7. Entropy Production, the Second Law, and Physical Consistency

All experimentally and theoretically observed transient backflow phenomena rigorously comply with the second law of thermodynamics. While momentary reversals in heat or probability current can occur, the total entropy production rate remains positive when integrated over the full process. In circuit models, the only strictly dissipative terms are Ohmic (Joule) heating and steady-state Fourier (conductive) heat leak, while the “inertial” or “backflow” contributions store, but do not dissipate, energy (Schilling et al., 2018). In the quantum setting, the non-monotonicity of the quantum affinity during backflow windows transiently reverses the arrow of thermodynamic force, but global irreversibility and energetic ordering are restored at longer timescales (Ahmadi et al., 2018).
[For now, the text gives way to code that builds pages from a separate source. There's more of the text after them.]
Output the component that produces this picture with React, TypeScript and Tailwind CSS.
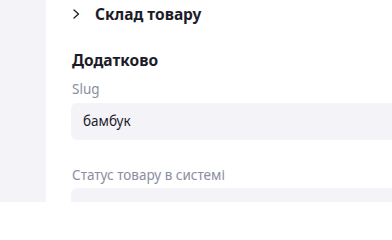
import React from "react";

export default function App() {
  return (
    <div className="flex w-[392px] h-[202px] overflow-hidden bg-white" style={{ fontFamily: '"Noto Sans", sans-serif' }}>
      <div className="w-[46px] shrink-0 bg-[#f4f4f8]" />
      <div className="flex-1 flex flex-col pl-[25px] pt-[2px]">
        <div className="shrink-0 flex items-center h-[24px]">
          <svg width="10" height="12" viewBox="0 0 10 12" className="text-[#1c1c28]">
            <path d="M3 2 L7.5 6 L3 10" fill="none" stroke="currentColor" strokeWidth="1.3" strokeLinecap="round" strokeLinejoin="round" />
          </svg>
          <span className="ml-[14px] text-[15.5px] font-bold text-[#1c1c28] leading-[24px] whitespace-nowrap">Склад товару</span>
        </div>
        <div className="shrink-0 mt-[22px] ml-px text-[15.5px] font-bold text-[#1c1c28] leading-[24px]">Додатково</div>
        <div className="shrink-0 mt-[7px] ml-px text-[13.5px] text-[#8a8ea0] leading-[20px]">Slug</div>
        <div className="shrink-0 mt-[4px] h-[37px] rounded-l-[6px] bg-[#f4f4f8] flex items-center pl-[12px] text-[13.5px] text-[#1c1c28]">бамбук</div>
        <div className="shrink-0 mt-[25px] ml-px text-[13.5px] text-[#8a8ea0] leading-[20px] whitespace-nowrap">Статус товару в системі</div>
        <div className="shrink-0 mt-[3px] h-[38px] rounded-l-[6px] bg-[#f4f4f8]" />
      </div>
    </div>
  );
}
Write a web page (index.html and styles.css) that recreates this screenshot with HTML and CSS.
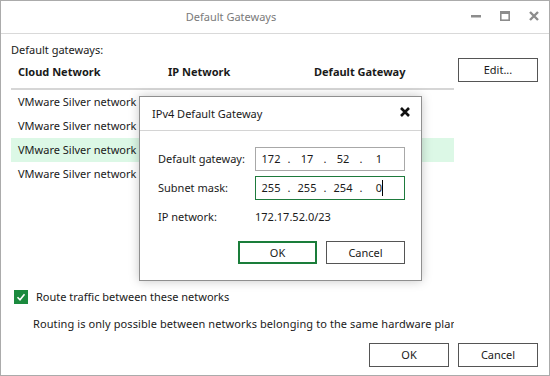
FILE: index.html
```html
<!DOCTYPE html>
<html>
<head>
<meta charset="utf-8">
<link rel="stylesheet" href="styles.css">
</head>
<body>
<div class="window">
  <div class="titlebar">
    <div class="title">Default Gateways</div>
    <div class="controls">
      <svg class="ctl" width="10" height="10" viewBox="0 0 10 10"><rect x="0" y="4" width="10" height="2.5" fill="#8c8c8c"/></svg>
      <svg class="ctl" width="10" height="10" viewBox="0 0 10 10"><rect x="0.8" y="0.8" width="8.4" height="8.4" fill="none" stroke="#8c8c8c" stroke-width="1.6"/><rect x="0" y="0" width="10" height="3" fill="#8c8c8c"/></svg>
      <svg class="ctl" width="10" height="10" viewBox="0 0 10 10"><path d="M1 1 L9 9 M9 1 L1 9" stroke="#8c8c8c" stroke-width="2.4" fill="none"/></svg>
    </div>
  </div>
  <div class="body">
    <div class="label">Default gateways:</div>
    <div class="main-row">
      <div class="grid">
        <div class="grid-head">
          <span class="col c1">Cloud Network</span>
          <span class="col c2">IP Network</span>
          <span class="col c3">Default Gateway</span>
        </div>
        <div class="grid-row"><span class="col c1">VMware Silver network</span></div>
        <div class="grid-row"><span class="col c1">VMware Silver network</span></div>
        <div class="grid-row selected"><span class="col c1">VMware Silver network</span></div>
        <div class="grid-row"><span class="col c1">VMware Silver network</span></div>
      </div>
      <button class="btn edit">Edit...</button>
    </div>
    <div class="bottom">
      <div class="check-row">
        <span class="checkbox"><svg width="14" height="14" viewBox="0 0 14 14"><path d="M3.5 7.2 L6 9.7 L10.5 4.3" stroke="#fff" stroke-width="1.6" fill="none"/></svg></span>
        <span>Route traffic between these networks</span>
      </div>
      <div class="note">Routing is only possible between networks belonging to the same hardware plan</div>
      <div class="footer">
        <button class="btn">OK</button>
        <button class="btn">Cancel</button>
      </div>
    </div>
  </div>

  <div class="modal">
    <div class="modal-head">
      <span class="modal-title">IPv4 Default Gateway</span>
      <svg class="modal-close" width="10" height="10" viewBox="0 0 10 10"><path d="M1 1 L9 9 M9 1 L1 9" stroke="#111" stroke-width="2.6" fill="none"/></svg>
    </div>
    <div class="modal-body">
      <div class="field">
        <span class="flabel">Default gateway:</span>
        <div class="ip">
          <span class="oct">172</span><span class="dot">.</span><span class="oct">17</span><span class="dot">.</span><span class="oct">52</span><span class="dot">.</span><span class="oct">1</span>
        </div>
      </div>
      <div class="field">
        <span class="flabel">Subnet mask:</span>
        <div class="ip focused">
          <span class="oct">255</span><span class="dot">.</span><span class="oct">255</span><span class="dot">.</span><span class="oct">254</span><span class="dot">.</span><span class="oct">0<span class="caret"></span></span>
        </div>
      </div>
      <div class="field info">
        <span class="flabel">IP network:</span>
        <span class="fvalue">172.17.52.0/23</span>
      </div>
      <div class="modal-buttons">
        <button class="btn primary">OK</button>
        <button class="btn">Cancel</button>
      </div>
    </div>
  </div>
</div>
</body>
</html>
```
FILE: styles.css
```css
* { box-sizing: border-box; }
html, body { margin: 0; padding: 0; background: #fff; }
body {
  font-family: "Noto Sans", "Open Sans", sans-serif;
  font-size: 11px;
  color: #1a1a1a;
  line-height: 16px;
}
.window {
  position: relative;
  width: 550px;
  height: 376px;
  border: 1px solid #ababab;
  background: #fff;
  display: flex;
  flex-direction: column;
  overflow: hidden;
}
.titlebar {
  height: 33px;
  flex: none;
  border-bottom: 1px solid #d9d9d9;
  display: flex;
  align-items: center;
}
.title {
  flex: 1;
  text-align: center;
  color: #7a7a7a;
}
.controls {
  display: flex;
  gap: 19px;
  padding: 0 10px 0 10px;
  align-items: center;
  margin-top: -2px;
}
.ctl { display: block; }
.body {
  flex: 1;
  display: flex;
  flex-direction: column;
  padding: 8px 11px 8px 10px;
}
.label { height: 16px; }
.main-row {
  display: flex;
  align-items: flex-start;
  gap: 4px;
}
.grid { width: 443px; }
.grid-head {
  display: flex;
  font-weight: bold;
  padding: 6px 0 8px;
  border-bottom: 2px solid #d6d6d6;
}
.col { padding-left: 7px; white-space: nowrap; }
.c1 { width: 150px; }
.c2 { width: 146px; }
.c3 { flex: 1; }
.grid-row {
  display: flex;
  height: 24px;
  align-items: center;
}
.grid-row.selected { background: #dcf8e6; }
.btn {
  font: inherit;
  color: #1a1a1a;
  background: #fff;
  border: 1px solid #555;
  width: 80px;
  height: 24px;
  padding: 0;
  line-height: 16px;
}
.edit { flex: none; }
.bottom {
  margin-top: auto;
  display: flex;
  flex-direction: column;
}
.check-row {
  display: flex;
  align-items: center;
  gap: 8px;
  height: 16px;
  padding-left: 3px;
}
.checkbox {
  width: 14px;
  height: 14px;
  background: #1b8a3e;
  display: block;
}
.checkbox svg { display: block; }
.note {
  width: 443px;
  margin-top: 11px;
  padding-left: 22px;
  white-space: nowrap;
  overflow: hidden;
  letter-spacing: 0.09px;
}
.footer {
  margin-top: 11px;
  display: flex;
  justify-content: flex-end;
  gap: 9px;
}

.modal {
  position: absolute;
  left: 138px;
  top: 95px;
  width: 283px;
  height: 185px;
  background: #fff;
  border: 1px solid #8f8f8f;
  box-shadow: 0 0 10px rgba(0,0,0,0.22);
  display: flex;
  flex-direction: column;
}
.modal-head {
  height: 34px;
  border-bottom: 1px solid #d4d4d4;
  display: flex;
  align-items: center;
  justify-content: space-between;
  padding: 0 11px 0 12px;
}
.modal-close { display: block; margin-top: -3px; }
.modal-body {
  padding: 16px 16px 0 18px;
  display: flex;
  flex-direction: column;
}
.field {
  display: flex;
  align-items: center;
  height: 24px;
}
.field + .field { margin-top: 5px; }
.field.info { height: 16px; margin-top: 9px; }
.flabel { width: 97px; flex: none; }
.ip {
  width: 150px;
  height: 24px;
  border: 1px solid #a8a8a8;
  display: flex;
  align-items: center;
  padding-left: 3px;
}
.ip.focused { border-color: #1e7a3c; }
.oct { width: 24px; text-align: center; position: relative; }
.dot { width: 12px; text-align: center; }
.caret {
  position: absolute;
  top: 0;
  width: 1px;
  height: 16px;
  background: #000;
}
.modal-buttons {
  margin-top: 16px;
  display: flex;
  justify-content: flex-end;
  gap: 9px;
}
.modal-buttons .btn { width: 79px; height: 23px; }
.btn.primary { border: 2px solid #1a7d3a; }
```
8. Summary Table: Principal Regimes and Mechanisms

Physical Regime	Backflow Mechanism	Key Signatures / Control
Quantum open system (spin-boson)	Negative bath memory kernel $K(t)$ drives $j_Q(t)>0$	Non-Markovianity, strong coupling, low $T$
Quantum battery with catalyst	Coherent energy return via system-catalyst exchange	Ergotropy growth, drive/coupling optimization
Classical thermal circuit	Thermal inertia (inductor) delays relaxation, reverses current	Damped oscillatory $\Delta T(t)$ undershoot
Hydrodynamic conductor	Viscous heat flux, device resonance amplifies wave backflow	MHz-scale $\Delta T$ oscillations
Turbulent convection, flow loop	Baroclinic vorticity, inertia/thermal stratification	Flow reversal, large-scale vortex switching

Each regime realizes transient thermodynamic backflow through a combination of memory, inertia, nonlinearity, or resonance, with timescales and observability set by the interplay of dissipation, drive amplitude, system-bath coupling, and boundary conditions. All forms of backflow remain fundamentally constrained by the second law of thermodynamics and are integral to advanced control strategies in thermodynamic devices, quantum information, and nonequilibrium matter (Schmidt et al., 2016, Schilling et al., 2018, Dragašević et al., 2023, Zhao, 7 Dec 2025, Ahmadi et al., 2018).